§ Brief
Give the number of lines in the data that contain "styles", and nothing more.

§ Data excerpt
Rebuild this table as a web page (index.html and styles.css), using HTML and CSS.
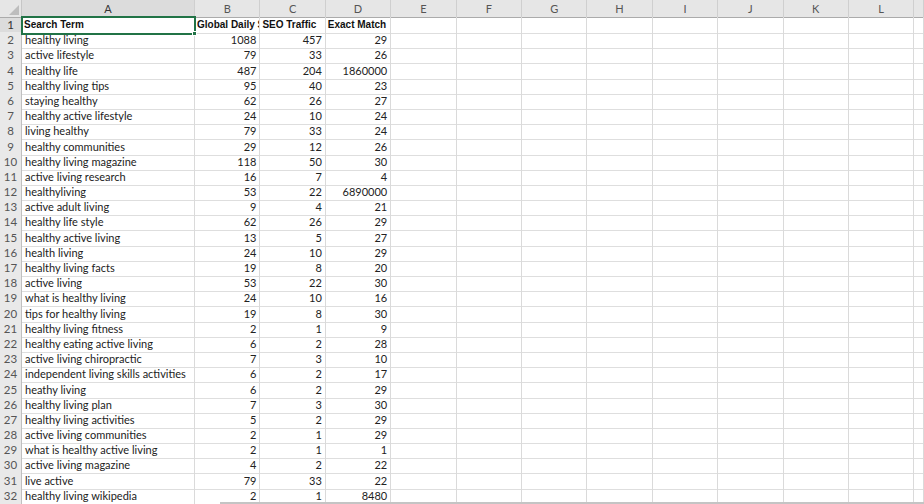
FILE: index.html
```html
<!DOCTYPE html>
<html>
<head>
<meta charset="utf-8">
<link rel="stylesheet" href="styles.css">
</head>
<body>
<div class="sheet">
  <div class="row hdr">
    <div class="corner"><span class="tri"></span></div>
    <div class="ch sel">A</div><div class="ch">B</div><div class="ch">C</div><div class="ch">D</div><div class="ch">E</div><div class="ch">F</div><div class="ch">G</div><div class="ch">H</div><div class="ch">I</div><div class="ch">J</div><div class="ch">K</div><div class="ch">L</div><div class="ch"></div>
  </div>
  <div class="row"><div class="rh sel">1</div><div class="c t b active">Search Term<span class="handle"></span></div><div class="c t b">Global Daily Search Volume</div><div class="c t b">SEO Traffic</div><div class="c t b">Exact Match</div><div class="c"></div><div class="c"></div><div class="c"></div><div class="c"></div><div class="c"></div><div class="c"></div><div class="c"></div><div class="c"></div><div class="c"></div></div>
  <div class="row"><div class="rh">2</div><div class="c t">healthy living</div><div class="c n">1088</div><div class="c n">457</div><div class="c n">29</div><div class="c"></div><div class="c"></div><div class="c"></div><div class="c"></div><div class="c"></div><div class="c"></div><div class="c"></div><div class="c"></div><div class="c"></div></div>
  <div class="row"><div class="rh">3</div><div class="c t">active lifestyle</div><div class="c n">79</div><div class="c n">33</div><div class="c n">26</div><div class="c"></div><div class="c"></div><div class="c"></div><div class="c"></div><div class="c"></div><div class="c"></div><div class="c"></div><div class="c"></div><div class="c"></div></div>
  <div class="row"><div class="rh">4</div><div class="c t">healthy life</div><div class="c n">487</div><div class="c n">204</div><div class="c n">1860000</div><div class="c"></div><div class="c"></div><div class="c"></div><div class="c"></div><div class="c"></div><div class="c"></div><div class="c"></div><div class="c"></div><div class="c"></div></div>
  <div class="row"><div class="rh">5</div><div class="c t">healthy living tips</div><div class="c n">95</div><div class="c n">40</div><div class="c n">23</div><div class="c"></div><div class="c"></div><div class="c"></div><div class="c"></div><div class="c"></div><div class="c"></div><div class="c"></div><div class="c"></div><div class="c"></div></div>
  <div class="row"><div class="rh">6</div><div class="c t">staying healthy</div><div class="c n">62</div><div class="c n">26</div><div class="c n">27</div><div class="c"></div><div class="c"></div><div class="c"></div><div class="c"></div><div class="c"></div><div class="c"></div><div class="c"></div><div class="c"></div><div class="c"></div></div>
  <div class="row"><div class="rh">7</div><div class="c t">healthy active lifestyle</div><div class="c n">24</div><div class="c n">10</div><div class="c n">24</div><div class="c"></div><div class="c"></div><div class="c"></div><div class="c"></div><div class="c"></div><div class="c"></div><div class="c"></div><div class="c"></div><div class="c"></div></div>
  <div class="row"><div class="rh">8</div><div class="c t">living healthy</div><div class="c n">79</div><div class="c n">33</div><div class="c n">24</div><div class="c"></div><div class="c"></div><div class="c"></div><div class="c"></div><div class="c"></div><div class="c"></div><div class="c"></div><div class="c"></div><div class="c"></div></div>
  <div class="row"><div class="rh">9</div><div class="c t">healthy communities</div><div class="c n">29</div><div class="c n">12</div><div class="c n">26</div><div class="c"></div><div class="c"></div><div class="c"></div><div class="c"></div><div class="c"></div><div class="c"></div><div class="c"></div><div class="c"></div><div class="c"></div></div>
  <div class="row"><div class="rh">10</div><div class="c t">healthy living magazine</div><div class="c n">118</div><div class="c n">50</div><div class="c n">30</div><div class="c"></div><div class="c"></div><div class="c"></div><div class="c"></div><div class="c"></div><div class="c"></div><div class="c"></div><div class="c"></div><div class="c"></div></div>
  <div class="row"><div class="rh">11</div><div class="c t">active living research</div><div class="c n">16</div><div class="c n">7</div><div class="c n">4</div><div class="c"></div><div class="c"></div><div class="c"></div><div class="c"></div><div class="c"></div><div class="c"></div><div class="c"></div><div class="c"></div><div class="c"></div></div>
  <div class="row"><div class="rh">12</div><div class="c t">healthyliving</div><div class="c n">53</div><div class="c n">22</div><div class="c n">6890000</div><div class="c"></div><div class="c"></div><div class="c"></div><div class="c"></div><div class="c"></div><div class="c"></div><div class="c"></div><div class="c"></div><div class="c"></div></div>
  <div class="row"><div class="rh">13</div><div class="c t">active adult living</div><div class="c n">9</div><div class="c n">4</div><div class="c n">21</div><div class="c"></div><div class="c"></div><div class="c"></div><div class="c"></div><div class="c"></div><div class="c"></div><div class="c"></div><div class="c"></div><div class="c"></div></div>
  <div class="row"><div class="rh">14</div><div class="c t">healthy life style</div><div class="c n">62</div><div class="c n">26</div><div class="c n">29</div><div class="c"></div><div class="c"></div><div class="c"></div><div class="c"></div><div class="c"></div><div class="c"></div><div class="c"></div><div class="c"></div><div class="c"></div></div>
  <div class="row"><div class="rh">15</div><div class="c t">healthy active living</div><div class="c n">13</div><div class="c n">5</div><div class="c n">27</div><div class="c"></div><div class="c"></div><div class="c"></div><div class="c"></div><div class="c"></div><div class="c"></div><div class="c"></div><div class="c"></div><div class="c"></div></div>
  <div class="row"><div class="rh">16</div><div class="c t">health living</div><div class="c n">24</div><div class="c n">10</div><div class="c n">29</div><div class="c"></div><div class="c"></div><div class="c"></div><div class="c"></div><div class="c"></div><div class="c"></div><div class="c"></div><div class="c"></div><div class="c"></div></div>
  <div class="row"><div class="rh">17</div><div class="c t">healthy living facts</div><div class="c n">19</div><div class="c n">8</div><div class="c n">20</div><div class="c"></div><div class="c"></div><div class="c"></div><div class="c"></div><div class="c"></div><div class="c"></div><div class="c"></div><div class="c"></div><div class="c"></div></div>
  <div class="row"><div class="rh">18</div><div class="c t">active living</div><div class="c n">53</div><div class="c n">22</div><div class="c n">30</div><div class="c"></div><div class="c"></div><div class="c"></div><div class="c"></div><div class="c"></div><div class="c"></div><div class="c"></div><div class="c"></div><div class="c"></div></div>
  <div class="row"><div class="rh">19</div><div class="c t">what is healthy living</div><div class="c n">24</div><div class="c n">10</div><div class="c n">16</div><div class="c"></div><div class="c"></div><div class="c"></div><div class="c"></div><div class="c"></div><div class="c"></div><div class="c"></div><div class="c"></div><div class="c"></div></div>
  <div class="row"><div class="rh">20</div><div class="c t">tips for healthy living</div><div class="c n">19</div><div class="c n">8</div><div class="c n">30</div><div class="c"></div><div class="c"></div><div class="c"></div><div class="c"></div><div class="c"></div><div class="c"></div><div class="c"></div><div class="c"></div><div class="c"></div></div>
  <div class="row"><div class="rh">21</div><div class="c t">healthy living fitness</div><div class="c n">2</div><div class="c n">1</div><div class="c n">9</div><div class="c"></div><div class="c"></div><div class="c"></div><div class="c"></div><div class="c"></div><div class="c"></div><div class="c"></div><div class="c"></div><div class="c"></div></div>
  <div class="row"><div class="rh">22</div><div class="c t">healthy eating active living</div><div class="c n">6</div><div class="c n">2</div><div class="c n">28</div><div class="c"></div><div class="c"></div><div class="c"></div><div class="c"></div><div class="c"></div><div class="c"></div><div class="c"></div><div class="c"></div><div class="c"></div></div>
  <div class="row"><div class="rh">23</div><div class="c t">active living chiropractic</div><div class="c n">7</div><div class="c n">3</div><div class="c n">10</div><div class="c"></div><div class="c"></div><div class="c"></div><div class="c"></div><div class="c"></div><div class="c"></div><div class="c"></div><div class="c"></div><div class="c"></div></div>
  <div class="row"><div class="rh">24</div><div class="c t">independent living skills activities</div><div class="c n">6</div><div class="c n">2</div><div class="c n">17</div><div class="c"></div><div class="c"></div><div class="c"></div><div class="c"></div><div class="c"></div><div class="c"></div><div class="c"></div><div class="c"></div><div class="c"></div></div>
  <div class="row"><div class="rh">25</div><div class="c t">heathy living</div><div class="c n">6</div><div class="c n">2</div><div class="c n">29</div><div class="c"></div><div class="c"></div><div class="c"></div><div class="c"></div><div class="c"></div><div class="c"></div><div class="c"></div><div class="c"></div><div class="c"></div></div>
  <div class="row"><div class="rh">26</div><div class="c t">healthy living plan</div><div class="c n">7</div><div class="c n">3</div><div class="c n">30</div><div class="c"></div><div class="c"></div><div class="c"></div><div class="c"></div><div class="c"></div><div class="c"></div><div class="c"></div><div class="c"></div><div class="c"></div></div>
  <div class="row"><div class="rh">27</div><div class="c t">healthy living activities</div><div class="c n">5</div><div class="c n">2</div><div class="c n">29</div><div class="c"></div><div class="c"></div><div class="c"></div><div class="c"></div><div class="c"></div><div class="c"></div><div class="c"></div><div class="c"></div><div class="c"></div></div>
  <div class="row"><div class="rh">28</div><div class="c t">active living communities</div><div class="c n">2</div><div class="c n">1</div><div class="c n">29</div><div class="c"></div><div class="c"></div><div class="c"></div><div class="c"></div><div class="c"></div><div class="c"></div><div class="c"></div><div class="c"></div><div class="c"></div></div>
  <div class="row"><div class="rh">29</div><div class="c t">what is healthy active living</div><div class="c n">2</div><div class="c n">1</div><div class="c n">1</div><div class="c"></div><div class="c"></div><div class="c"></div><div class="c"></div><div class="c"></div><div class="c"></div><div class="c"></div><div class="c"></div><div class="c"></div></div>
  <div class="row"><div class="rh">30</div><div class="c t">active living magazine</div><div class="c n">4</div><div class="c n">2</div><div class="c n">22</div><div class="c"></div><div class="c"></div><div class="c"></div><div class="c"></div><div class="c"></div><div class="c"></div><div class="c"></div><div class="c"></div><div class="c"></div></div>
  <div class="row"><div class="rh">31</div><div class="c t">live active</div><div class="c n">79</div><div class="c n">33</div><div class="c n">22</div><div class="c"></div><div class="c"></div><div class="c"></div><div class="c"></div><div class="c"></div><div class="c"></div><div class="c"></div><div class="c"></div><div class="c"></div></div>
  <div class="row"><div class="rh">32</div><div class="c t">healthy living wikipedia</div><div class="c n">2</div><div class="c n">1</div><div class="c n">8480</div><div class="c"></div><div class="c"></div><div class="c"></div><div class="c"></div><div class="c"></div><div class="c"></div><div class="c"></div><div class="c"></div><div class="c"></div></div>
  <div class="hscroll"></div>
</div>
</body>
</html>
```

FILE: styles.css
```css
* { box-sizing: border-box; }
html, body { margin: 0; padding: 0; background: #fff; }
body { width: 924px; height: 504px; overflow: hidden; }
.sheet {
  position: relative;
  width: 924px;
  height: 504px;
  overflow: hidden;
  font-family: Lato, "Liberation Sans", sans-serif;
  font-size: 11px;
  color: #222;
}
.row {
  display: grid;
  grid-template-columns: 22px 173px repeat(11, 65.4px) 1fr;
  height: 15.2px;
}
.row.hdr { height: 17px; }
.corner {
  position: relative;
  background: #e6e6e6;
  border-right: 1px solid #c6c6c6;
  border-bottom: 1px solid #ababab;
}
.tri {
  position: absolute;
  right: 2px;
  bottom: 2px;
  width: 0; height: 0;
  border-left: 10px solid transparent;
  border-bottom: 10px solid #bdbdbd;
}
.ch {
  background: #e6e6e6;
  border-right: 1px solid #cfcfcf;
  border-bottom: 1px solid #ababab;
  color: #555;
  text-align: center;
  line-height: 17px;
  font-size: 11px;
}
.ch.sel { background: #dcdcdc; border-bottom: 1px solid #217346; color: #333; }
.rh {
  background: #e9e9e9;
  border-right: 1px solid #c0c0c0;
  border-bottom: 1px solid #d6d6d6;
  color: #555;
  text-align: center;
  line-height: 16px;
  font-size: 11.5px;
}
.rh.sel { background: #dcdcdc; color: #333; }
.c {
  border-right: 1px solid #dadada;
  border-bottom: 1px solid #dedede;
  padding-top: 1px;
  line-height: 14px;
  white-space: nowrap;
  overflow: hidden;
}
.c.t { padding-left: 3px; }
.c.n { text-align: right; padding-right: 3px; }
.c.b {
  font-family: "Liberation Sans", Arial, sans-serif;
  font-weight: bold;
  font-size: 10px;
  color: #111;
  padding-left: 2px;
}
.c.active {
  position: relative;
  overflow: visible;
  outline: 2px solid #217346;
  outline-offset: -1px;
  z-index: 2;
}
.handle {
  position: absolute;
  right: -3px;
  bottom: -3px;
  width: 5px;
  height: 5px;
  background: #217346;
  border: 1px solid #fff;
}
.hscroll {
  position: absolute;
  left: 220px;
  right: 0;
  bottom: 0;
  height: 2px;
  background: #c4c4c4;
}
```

§ Full answer
3